Once the herbs are fully dried, you can easily remove the leaves from the stalks. If you have a large volume, you can crush the herbs using clean hands or an herb mill to fit more into storage containers. Bear in mind that leaves left whole will preserve flavor better, so ideally you could keep them whole and crush just before using.

Put your dried herbs in your upcycled jars, label, and store in a cool, dry place, keeping them away from sun—the same as storing your store-bought herbs.

Freezing herbs
Some herbs might be more useful frozen. While this might take up freezer space, you will also have them ready to go if you process before. After washing, separate the leaves from stalks. (This option is better for herbs with larger leaves like parsley, basil and rosemary. It’s exceptionally tedious for herbs like oregano and thyme, whose smaller leaves are harder to manage. Stick with drying those.)

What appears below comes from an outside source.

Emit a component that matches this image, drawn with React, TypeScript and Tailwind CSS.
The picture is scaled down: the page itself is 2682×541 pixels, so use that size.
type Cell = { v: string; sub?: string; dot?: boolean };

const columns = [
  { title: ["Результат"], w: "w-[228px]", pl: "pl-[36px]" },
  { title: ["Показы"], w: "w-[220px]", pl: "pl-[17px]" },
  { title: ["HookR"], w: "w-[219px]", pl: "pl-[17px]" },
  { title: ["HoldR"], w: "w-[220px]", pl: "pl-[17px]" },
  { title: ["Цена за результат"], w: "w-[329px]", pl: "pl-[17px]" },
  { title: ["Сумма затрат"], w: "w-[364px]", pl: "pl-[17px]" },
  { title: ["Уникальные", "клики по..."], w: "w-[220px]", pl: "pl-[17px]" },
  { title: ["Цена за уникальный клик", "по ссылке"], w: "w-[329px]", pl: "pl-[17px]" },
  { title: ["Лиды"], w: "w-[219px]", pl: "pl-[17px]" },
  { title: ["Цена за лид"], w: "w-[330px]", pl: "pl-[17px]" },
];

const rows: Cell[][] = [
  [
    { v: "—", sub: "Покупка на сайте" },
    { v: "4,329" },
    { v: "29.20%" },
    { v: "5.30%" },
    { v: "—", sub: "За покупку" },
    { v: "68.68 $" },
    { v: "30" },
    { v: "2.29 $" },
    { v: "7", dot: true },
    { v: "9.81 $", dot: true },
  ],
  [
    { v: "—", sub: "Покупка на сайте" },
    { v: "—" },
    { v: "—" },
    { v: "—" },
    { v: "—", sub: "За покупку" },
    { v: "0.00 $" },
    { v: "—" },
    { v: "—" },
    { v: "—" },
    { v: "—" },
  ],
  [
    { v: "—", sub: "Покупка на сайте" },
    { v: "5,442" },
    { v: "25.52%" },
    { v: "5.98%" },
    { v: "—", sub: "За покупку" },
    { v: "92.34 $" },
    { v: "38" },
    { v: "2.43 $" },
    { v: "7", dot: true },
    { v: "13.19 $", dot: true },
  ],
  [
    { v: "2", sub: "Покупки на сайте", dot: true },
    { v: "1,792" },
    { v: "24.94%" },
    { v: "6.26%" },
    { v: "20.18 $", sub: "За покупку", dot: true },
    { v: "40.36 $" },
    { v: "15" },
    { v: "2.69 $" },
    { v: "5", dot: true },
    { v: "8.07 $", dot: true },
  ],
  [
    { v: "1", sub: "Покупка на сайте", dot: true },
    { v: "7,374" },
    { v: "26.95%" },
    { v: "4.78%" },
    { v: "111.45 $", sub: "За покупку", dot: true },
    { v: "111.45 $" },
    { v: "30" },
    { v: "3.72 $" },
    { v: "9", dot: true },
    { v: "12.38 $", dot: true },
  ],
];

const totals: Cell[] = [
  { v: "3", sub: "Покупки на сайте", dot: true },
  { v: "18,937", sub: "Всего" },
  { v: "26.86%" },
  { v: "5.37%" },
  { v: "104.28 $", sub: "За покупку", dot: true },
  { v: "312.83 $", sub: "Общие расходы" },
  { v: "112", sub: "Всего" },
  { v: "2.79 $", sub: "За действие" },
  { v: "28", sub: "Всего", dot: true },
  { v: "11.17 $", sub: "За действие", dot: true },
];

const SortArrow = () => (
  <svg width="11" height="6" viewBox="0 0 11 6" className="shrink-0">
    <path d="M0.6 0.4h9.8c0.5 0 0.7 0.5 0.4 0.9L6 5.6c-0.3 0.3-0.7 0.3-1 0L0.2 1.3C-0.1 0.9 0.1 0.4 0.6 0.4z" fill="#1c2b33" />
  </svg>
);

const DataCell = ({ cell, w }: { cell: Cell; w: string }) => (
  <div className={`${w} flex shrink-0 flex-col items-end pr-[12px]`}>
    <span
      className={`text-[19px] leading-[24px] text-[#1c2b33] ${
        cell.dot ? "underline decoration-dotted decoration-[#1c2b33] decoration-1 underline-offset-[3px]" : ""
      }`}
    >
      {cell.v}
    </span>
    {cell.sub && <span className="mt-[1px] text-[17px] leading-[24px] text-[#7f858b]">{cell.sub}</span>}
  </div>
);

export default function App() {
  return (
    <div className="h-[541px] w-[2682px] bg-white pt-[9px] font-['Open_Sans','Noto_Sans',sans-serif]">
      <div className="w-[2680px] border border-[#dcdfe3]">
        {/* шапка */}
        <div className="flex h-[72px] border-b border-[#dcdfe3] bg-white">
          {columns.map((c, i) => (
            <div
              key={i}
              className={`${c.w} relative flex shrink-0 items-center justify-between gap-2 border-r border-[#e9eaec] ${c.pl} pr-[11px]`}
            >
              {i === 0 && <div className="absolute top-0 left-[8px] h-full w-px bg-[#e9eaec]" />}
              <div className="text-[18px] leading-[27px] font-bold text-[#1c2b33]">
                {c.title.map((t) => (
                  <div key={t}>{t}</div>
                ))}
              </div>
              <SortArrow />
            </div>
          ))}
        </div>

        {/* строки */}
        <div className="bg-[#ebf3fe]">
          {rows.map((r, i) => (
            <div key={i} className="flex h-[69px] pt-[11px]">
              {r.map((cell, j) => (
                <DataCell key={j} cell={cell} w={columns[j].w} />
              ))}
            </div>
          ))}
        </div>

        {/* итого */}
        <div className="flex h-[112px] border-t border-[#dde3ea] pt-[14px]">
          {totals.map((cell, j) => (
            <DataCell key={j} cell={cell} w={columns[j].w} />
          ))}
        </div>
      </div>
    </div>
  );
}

Once you have leaves separated, you can freeze them in plastic baggies or plastic containers. Be sure to label with a permanent marker. If you want to make these herbs even more chef-ready, you can process for their intended use. For example, you can put basil, olive oil, garlic and pine nuts in a food processor, then freeze in ice cube trays. Pop them out when frozen and store the cubes in baggies. Then, you have ready-to-use, homemade pesto cubes to add to sauces or pasta. This also works with chimichurri sauces made with parsley, and you can even freeze mint and lime juice cubes for mojitos in December.

With some basic planning and a little effort throughout the summer season, you can create your own selection of favorite herbs that will last you until the first buds of spring signal the next growing season. Whether for savory dishes or tasty beverages, have some fun using your home-grown herbs for all your culinary and cocktail creations.